[START]

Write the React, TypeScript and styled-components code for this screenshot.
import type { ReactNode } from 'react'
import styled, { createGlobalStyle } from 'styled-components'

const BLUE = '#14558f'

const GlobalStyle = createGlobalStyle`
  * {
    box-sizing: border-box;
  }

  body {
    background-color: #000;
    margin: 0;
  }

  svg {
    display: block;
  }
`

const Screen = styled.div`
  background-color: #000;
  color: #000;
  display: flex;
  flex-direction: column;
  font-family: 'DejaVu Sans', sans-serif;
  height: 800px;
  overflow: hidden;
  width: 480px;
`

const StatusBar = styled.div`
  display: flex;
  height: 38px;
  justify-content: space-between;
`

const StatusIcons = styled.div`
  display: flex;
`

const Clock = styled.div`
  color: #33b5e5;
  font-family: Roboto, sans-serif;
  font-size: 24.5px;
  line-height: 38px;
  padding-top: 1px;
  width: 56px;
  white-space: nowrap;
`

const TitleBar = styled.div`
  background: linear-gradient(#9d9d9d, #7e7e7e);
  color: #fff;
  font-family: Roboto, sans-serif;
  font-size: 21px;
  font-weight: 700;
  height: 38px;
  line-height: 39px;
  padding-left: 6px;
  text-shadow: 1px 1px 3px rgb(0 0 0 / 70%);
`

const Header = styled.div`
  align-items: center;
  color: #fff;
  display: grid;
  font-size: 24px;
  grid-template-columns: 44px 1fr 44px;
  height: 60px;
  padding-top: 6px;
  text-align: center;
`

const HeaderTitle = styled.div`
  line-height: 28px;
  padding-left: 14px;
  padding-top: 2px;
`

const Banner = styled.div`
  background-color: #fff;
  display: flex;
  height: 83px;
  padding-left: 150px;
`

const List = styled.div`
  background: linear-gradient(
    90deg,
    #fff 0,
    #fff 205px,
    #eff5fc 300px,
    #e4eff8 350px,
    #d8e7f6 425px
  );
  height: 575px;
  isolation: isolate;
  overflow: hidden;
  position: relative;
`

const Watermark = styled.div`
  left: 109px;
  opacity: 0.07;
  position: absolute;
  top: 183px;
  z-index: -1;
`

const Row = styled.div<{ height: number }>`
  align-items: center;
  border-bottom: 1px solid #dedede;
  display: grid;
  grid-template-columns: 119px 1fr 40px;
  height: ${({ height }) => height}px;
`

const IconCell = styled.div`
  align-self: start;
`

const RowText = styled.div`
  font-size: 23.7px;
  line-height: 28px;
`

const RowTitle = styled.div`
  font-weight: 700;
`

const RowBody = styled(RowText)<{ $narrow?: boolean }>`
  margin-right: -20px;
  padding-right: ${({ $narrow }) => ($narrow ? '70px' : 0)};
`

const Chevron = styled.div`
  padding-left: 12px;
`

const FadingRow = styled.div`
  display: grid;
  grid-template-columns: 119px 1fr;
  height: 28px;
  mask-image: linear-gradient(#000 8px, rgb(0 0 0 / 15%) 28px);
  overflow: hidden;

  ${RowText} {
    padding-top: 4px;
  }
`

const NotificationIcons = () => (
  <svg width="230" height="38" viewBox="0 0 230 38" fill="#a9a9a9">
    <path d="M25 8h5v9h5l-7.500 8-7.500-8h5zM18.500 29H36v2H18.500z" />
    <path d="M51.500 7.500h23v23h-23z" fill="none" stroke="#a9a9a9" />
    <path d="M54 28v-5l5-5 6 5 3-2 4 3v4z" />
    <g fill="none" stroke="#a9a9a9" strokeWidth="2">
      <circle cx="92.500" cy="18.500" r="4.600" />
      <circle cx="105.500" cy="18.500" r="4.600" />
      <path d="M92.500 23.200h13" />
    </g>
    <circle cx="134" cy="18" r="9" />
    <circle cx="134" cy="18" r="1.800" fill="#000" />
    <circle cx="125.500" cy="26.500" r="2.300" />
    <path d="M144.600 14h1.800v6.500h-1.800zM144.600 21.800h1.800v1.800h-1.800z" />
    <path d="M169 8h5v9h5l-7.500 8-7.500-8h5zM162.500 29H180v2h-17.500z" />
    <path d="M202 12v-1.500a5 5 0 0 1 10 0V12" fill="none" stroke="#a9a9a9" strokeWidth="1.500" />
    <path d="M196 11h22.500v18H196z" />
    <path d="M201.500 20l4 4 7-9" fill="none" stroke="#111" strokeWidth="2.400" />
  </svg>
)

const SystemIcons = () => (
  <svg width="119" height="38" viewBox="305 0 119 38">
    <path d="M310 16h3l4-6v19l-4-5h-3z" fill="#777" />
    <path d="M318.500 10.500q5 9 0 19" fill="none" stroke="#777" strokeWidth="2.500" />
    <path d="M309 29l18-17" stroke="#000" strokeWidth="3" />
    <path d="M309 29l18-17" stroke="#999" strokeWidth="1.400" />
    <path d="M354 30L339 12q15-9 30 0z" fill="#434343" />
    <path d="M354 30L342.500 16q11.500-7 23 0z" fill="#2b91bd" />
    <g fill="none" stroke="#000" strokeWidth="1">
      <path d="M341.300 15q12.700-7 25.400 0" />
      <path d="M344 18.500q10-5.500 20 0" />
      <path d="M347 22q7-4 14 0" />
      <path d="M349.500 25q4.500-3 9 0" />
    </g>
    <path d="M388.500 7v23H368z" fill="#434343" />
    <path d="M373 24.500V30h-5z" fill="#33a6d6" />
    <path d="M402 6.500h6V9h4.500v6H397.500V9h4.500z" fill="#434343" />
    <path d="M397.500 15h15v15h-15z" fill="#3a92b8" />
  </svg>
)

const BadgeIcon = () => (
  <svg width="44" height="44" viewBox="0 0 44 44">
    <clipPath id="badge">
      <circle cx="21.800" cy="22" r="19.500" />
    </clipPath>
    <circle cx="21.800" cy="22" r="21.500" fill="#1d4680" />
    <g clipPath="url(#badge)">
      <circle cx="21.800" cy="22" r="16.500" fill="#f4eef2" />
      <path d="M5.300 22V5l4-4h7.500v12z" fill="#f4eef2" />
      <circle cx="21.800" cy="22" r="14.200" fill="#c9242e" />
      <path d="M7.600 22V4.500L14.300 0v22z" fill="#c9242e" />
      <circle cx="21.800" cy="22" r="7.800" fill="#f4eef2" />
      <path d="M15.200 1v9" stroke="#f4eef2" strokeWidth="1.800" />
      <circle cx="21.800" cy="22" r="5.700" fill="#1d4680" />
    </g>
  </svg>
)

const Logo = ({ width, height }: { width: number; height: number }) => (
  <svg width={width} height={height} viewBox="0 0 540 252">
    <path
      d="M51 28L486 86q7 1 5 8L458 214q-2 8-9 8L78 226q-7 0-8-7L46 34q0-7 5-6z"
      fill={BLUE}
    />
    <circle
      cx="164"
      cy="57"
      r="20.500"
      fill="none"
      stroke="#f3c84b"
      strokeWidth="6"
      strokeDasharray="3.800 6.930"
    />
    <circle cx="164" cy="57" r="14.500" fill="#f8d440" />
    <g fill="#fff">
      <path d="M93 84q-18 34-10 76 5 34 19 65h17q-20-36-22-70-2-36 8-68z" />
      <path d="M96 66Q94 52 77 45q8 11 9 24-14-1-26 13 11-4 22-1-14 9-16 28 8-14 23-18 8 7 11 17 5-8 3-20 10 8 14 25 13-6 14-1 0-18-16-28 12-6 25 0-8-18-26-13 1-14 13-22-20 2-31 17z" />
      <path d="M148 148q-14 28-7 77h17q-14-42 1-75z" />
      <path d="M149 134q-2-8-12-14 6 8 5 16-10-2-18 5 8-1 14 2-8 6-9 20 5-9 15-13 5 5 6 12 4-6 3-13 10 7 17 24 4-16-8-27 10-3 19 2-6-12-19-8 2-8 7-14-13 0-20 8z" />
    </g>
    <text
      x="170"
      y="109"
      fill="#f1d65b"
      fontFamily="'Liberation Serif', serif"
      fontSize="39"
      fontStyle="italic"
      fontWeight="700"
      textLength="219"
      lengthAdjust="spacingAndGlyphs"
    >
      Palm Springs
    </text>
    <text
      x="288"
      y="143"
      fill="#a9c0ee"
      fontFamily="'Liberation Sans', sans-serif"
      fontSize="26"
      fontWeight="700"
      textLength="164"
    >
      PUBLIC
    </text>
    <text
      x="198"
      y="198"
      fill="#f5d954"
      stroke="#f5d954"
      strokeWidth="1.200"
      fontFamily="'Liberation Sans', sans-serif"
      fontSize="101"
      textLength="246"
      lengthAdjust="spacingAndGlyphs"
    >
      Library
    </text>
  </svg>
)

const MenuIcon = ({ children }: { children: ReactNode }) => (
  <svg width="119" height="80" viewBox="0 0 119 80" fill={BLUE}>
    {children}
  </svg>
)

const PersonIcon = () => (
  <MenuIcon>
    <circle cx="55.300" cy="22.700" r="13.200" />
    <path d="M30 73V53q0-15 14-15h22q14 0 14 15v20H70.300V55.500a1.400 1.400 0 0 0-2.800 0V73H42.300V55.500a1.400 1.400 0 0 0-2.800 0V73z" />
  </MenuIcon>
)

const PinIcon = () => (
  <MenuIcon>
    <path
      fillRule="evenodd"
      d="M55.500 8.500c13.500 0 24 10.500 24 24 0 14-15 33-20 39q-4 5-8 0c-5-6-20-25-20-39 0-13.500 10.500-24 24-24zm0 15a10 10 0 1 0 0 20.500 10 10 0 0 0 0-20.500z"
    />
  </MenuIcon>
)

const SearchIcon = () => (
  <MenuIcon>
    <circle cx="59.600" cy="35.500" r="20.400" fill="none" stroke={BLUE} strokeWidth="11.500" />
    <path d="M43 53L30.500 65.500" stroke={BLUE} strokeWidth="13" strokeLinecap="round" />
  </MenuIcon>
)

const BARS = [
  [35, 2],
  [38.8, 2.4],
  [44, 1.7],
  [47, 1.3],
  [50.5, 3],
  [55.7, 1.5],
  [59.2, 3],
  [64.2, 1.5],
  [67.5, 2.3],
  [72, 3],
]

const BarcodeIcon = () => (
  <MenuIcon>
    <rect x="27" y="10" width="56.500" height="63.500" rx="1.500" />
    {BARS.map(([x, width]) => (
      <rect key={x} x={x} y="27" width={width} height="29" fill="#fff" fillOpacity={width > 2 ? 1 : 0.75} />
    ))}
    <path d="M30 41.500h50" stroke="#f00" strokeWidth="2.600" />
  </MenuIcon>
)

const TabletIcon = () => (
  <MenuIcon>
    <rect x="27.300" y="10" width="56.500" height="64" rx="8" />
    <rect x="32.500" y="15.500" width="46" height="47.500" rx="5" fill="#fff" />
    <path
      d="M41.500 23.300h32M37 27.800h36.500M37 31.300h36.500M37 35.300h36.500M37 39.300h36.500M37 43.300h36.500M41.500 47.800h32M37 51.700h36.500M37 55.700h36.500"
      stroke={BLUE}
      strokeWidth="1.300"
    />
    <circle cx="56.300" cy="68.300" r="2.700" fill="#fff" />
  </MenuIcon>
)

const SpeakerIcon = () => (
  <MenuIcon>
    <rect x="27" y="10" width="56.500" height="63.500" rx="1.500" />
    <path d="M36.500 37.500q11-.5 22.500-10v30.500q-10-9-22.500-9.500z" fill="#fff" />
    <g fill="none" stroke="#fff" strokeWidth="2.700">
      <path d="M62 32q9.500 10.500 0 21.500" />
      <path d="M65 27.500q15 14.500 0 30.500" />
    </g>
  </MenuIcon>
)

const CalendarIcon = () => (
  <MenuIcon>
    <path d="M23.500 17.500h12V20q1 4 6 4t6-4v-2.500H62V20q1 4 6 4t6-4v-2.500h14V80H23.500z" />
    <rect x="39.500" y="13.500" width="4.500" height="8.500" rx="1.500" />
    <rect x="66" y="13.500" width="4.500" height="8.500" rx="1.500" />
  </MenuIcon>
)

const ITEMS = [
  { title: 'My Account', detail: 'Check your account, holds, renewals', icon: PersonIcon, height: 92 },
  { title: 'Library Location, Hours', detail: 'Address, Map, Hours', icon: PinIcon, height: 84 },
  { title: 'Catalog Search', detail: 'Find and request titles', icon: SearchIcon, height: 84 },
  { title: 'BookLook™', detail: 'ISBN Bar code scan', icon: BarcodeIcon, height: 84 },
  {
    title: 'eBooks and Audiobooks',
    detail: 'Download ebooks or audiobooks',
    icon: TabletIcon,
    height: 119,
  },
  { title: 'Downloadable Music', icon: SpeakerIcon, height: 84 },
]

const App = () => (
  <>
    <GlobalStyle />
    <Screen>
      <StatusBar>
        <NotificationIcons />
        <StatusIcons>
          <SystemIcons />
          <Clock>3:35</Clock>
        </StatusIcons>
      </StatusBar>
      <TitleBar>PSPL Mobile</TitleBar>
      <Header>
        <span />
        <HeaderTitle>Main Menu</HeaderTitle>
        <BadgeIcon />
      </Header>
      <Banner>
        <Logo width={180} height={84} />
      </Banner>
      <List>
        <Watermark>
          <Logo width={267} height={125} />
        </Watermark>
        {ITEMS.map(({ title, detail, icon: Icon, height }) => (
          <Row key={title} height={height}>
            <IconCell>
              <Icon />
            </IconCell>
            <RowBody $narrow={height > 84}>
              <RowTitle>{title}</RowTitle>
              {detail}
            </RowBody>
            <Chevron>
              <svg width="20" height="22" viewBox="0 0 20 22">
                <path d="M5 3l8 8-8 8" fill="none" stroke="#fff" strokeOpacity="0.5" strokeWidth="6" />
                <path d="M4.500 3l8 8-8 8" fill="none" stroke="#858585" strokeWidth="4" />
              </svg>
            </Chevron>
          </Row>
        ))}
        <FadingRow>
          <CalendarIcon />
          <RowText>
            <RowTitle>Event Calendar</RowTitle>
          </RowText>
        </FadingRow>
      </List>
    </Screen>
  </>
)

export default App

[END]

-- SHORT EXERCISE --
Using the listing, collect all lines in which the string "components" is found.

-- EXERCISE OUTPUT --
Write the React, TypeScript and styled-components code for this screenshot.
import styled, { createGlobalStyle } from 'styled-components'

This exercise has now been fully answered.